I was beside myself. The size of this leak dwarfed the one we experienced on that Shabbos many years ago. I couldn’t understand how the pipe was leaking so much sewage so late at night. After all, by that point, most people are asleep so the three apartment units that rise up above ours should have been largely inactive by that point.

“Perhaps it is pouring rain and flooding like crazy,” my cerebrum scrambled for an explanation, “like what happened in New York, and the pipes are getting overwhelmed by the enormous amount of runoff.” Whatever the case may be, I knew that I had to figure out from where this flood was emanating. QUICK!!!

I dashed upstairs (our bedrooms are all on the basement level of our two-story apartment, we enjoy hibernating like bears [our name is bear-man, after all] 🙂 and discovered what could only be described as horrifying. The entire upstairs level was covered by a gigantic puddle (a small lake, really) that was growing more ominous by the second. I think that at that moment I must have entered what trauma specialists call dissociation. Kind of like an out-of-body experience so you cease to feel the pain of what you’re going through. The magnitude of my entire home being absolutely flooded with sewage was beyond anything within my ability to process. Certainly not after having been ripped from sleep only about forty-five seconds prior.

Hashem helped me to locate the source of the flood very quickly. It was coming from one of the upstairs bathrooms. The one that, since the beginning of corona-cum-covid is located in the tiny room that serves as my home office (so far, I am one of those who just “went home never to return”). And that is when I heard a sound and saw a sight that almost instantaneously melted away all of my angst and flooded my brain with a euphoric dopamine rush that a heroin addict would be hard-pressed to emulate.

IT’S A BURST WATER-IN PIPE!!! HOORAY!!!

The discovery that I was not, after all, sloshing around in potentially-disease-ridden-sewage-water, and would instead have to do a “sponja gedolah” (if you don’t know what that is, ask one of your friends or relatives who lives in Israel) before we’ve even hit Purim, filled me with such a sense of relief and joy, that it is hard for me to accurately describe it.

Over the course of the next hour, as I squeegeed the copious amounts of water out of our apartment and into our yard together with my wife and daughter, I was literally singing. Not figuratively. Literally! And the movements of the squeegeeing the water out served as my dance.

Don’t ask me why, but the first song that spontaneously erupted from my lips was, “Iiiii’ve been working on the raaaiiiil-road aaaaalll my live-long daaaaays….” (Correct, I don’t even know the words!). Oh how sweet it was to be working on that flooded railroad until 2am!!! My attitude caught on and the three of us were laughing and joking throughout the ordeal. Suddenly, I realized that we were being so loud that we might wake up the neighbors! (Don’t ask me how it is that none of our other children woke up. I have no idea. It must have simply been Hashem’s chessed…).
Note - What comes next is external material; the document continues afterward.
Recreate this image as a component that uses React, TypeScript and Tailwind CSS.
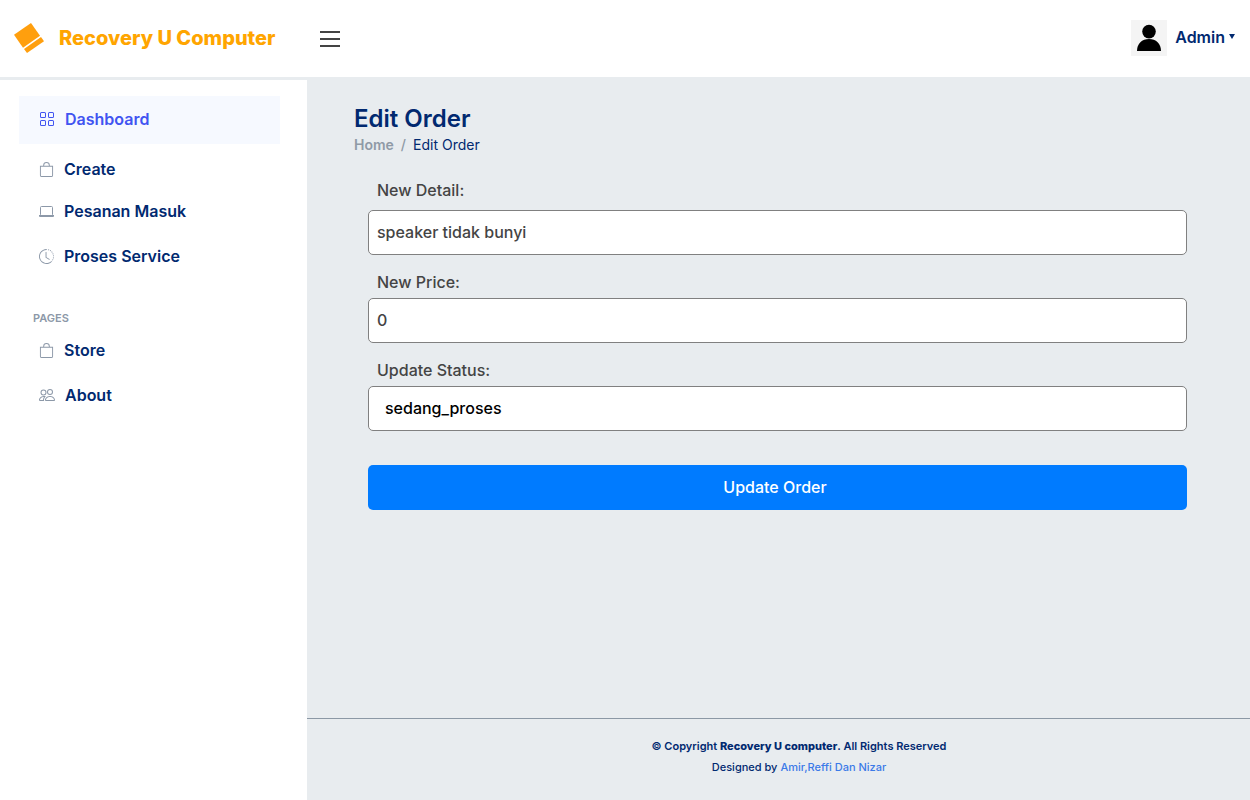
import type { ReactNode } from 'react';
import { BsBag, BsClockHistory, BsGrid, BsPeople } from 'react-icons/bs';

type NavItemProps = { icon: ReactNode; label: string; active?: boolean; className?: string };

function NavItem({ icon, label, active = false, className = '' }: NavItemProps) {
  const tone = active ? 'h-12 bg-[#f6f9ff] pb-[2px] text-[#4154f1]' : 'h-10 text-[#012970]';
  const iconTone = active ? 'text-[#4154f1]' : 'text-[#8c98a8]';
  return (
    <li className={className}>
      <a href="#" className={`flex items-center gap-[10px] pl-5 text-base font-semibold ${tone}`}>
        <span className={iconTone}>{icon}</span>
        {label}
      </a>
    </li>
  );
}

function Logo() {
  return (
    <svg width="30" height="30" viewBox="0 0 30 30" fill="#ff9f0e" aria-hidden="true">
      <path d="M0 11.8 17 0 26 12.8 9 24.8Z" />
      <path d="M10 26 27 14 30 18.2 13 30Z" />
    </svg>
  );
}

function LaptopIcon() {
  return (
    <svg width="15" height="15" viewBox="0 0 15 15" fill="none" aria-hidden="true">
      <rect x="1.5" y="2.5" width="12" height="9" rx="1" stroke="currentColor" />
      <path d="M0 11h15v1a1 1 0 0 1-1 1H1a1 1 0 0 1-1-1Z" fill="currentColor" />
    </svg>
  );
}

const fieldClass =
  'h-[45px] w-full appearance-none rounded-[5px] border border-[#808080] bg-white pb-[2px] text-base font-medium outline-none';
const labelClass = 'pl-[9px] text-base leading-6 font-medium';

export default function App() {
  return (
    <div className="flex min-h-screen flex-col bg-[#e8ecef] font-['Inter',sans-serif] text-[#444444]">
      <header className="mb-[3px] flex h-[77px] items-center bg-white pr-[15px] pl-[14px]">
        <a href="#" className="flex w-[306px] items-center gap-[15px] pb-[2px]">
          <Logo />
          <span className="text-xl font-extrabold text-[#ffa500]">Recovery U Computer</span>
        </a>
        <button type="button" aria-label="Toggle sidebar" className="flex w-5 flex-col gap-[5px]">
          <span className="h-[2px] w-full bg-[#444444]" />
          <span className="h-[2px] w-full bg-[#444444]" />
          <span className="h-[2px] w-full bg-[#444444]" />
        </button>
        <button type="button" className="ml-auto flex items-center gap-2 pb-[2px] text-[#012970]">
          <svg width="36" height="36" viewBox="0 0 36 36" aria-hidden="true">
            <path fill="#f4f4f4" d="M0 0h36v36H0z" />
            <circle cx="18" cy="11.6" r="6.8" />
            <path d="M6 31C6 23.5 11 19 18 19s12 4.500 12 12Z" />
          </svg>
          <span className="flex items-center gap-1 pb-[2px] text-base font-semibold">
            Admin
            <svg width="6" height="5" viewBox="0 0 6 5" fill="currentColor" aria-hidden="true">
              <path d="M0 0h6L3 5Z" />
            </svg>
          </span>
        </button>
      </header>

      <div className="flex grow">
        <aside className="w-[307px] shrink-0 bg-white pt-4 pr-[27px] pl-[19px]">
          <nav>
            <ul>
              <NavItem icon={<BsGrid size={16} />} label="Dashboard" active />
              <NavItem className="mt-[5px]" icon={<BsBag size={15} />} label="Create" />
              <NavItem className="mt-[2px]" icon={<LaptopIcon />} label="Pesanan Masuk" />
              <NavItem className="mt-[5px]" icon={<BsClockHistory size={15} />} label="Proses Service" />
            </ul>
            <h2 className="mt-[34px] mb-1 pl-[14px] text-[11px] leading-4 font-semibold text-[#8c98a8]">PAGES</h2>
            <ul>
              <NavItem icon={<BsBag size={15} />} label="Store" />
              <NavItem className="mt-[5px]" icon={<BsPeople size={16} />} label="About" />
            </ul>
          </nav>
        </aside>

        <div className="flex grow flex-col">
          <main className="grow pt-[23px] pr-[63px] pl-[47px]">
            <h1 className="text-2xl font-semibold text-[#012970]">Edit Order</h1>
            <nav aria-label="Breadcrumb" className="flex gap-[7px] text-sm leading-5">
              <a href="#" className="font-semibold text-[#8f9aa6]">Home</a>
              <span className="font-medium text-[#8f9aa6]">/</span>
              <span className="text-[#012970]">Edit Order</span>
            </nav>

            <form className="mt-[23px] flex flex-col gap-[15px] pl-[14px]">
              <div className="flex flex-col gap-2">
                <label htmlFor="detail" className={labelClass}>New Detail:</label>
                <input id="detail" type="text" defaultValue="speaker tidak bunyi" className={`${fieldClass} px-2`} />
              </div>
              <div className="flex flex-col gap-1">
                <label htmlFor="price" className={labelClass}>New Price:</label>
                <input id="price" type="text" defaultValue="0" className={`${fieldClass} px-2`} />
              </div>
              <div className="flex flex-col gap-1">
                <label htmlFor="status" className={labelClass}>Update Status:</label>
                <select id="status" className={`${fieldClass} px-4 text-black`}>
                  <option>sedang_proses</option>
                </select>
              </div>
              <button
                type="button"
                className="mt-[19px] h-[45px] rounded-[5px] bg-[#007bff] pr-[5px] pb-[2px] text-base font-medium text-white"
              >
                Update Order
              </button>
            </form>
          </main>

          <footer className="flex h-[82px] flex-col items-center gap-[5px] border-t border-[#8c98a5] pt-[19px] pl-[41px] text-[11px] leading-4 text-[#012970]">
            <p className="font-semibold">
              © Copyright <strong className="font-extrabold">Recovery U computer</strong>. All Rights Reserved
            </p>
            <p className="font-medium">
              Designed by <a href="#" className="text-[#3b7ae8]">Amir,Reffi Dan Nizar</a>
            </p>
          </footer>
        </div>
      </div>
    </div>
  );
}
At some point, a striking thought hit me. Had I known from the beginning that our house was flooding from a burst water-in pipe, I would have been miserable. Terribly resenting having to rip myself out of my bed to deal with such a disaster at 1am…

But, having expected the worst and then realizing that it was SOOOOO much less of a problem than I had thought, I was induced into a completely, entirely, utterly different frame of mind. It was literally a v’nahafoch hu from “crying and eulogies” to “rejoicing and happiness”. I found myself thunderstruck by the experience of how profoundly perspective can impact happiness or lack thereof, and I am still processing this experience as I write this piece. Simply amazing what a midnight flood can give you, isn’t it?